Many years back, well exactly 7 years back to this date,  I looked at two staff and I wondered out loud what the hell they were thinking. I had repeatedly explained how a particular statistical analysis had to be done. I had sat with them for three hours the day before to build their capacity. They took copious notes. That boded well in my eyes. At the of my “tutoring” session I asked them if they felt comfortable with the data and whether they felt they could go on now on their own to do the work. They both affirmed they could. I took them at their word that, indeed, they could do the work thereafter.

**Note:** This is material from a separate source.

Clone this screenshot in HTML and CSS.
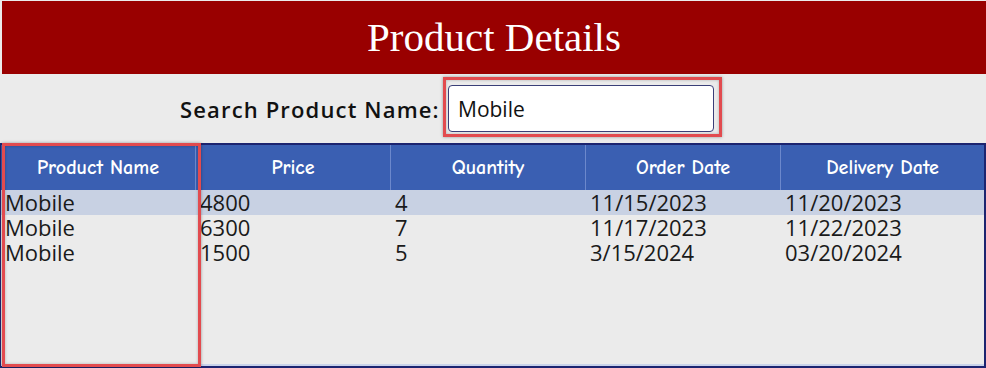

Next day, they come into my office with the data outputs and my body reacted before even my brain could process what I was seeing.  Everything I had taught them they had gone to do the exact opposite. I scrunched my nose and looked around my office. Was I in some kind of weird twilight zone?  I never before had lost it in the office, but at that moment I couldn’t help the words that cam  out of my mouth. I asked them what they were thinking bringing something so completely wrong. had they not listened at all yesterday? They stood there like deer in the headlights and just couldn’t’ speak. Which of course made me angrier. as quickly as my anger flashed it subsided. I asked them to give me a few minutes and that I would get back to them. I closed my office door and put my head in my hands and then patted my growing belly. This little boy or girl was surely going to be an opinionated being. I just knew it. My staff still didn’t know I was pregnant since I hadn’t grown very big due to extreme continuous morning sickness. It was obvious to me my hormones were driving me crazy. However, my staff had no reason for my outburst other than their work product. which in actuality was pretty bad. Although, I normally can handle bad products in a way where I sandwich the feedback and get them to walk through their own mistakes and fix them. I learned from that situation that it is best to not only ask people if they understand what you just reviewed with them. One needs to also get them to repeat back in their own words what they understood and what they feel are the steps going forward.  Trust me, this type of processing will save you headaches later on.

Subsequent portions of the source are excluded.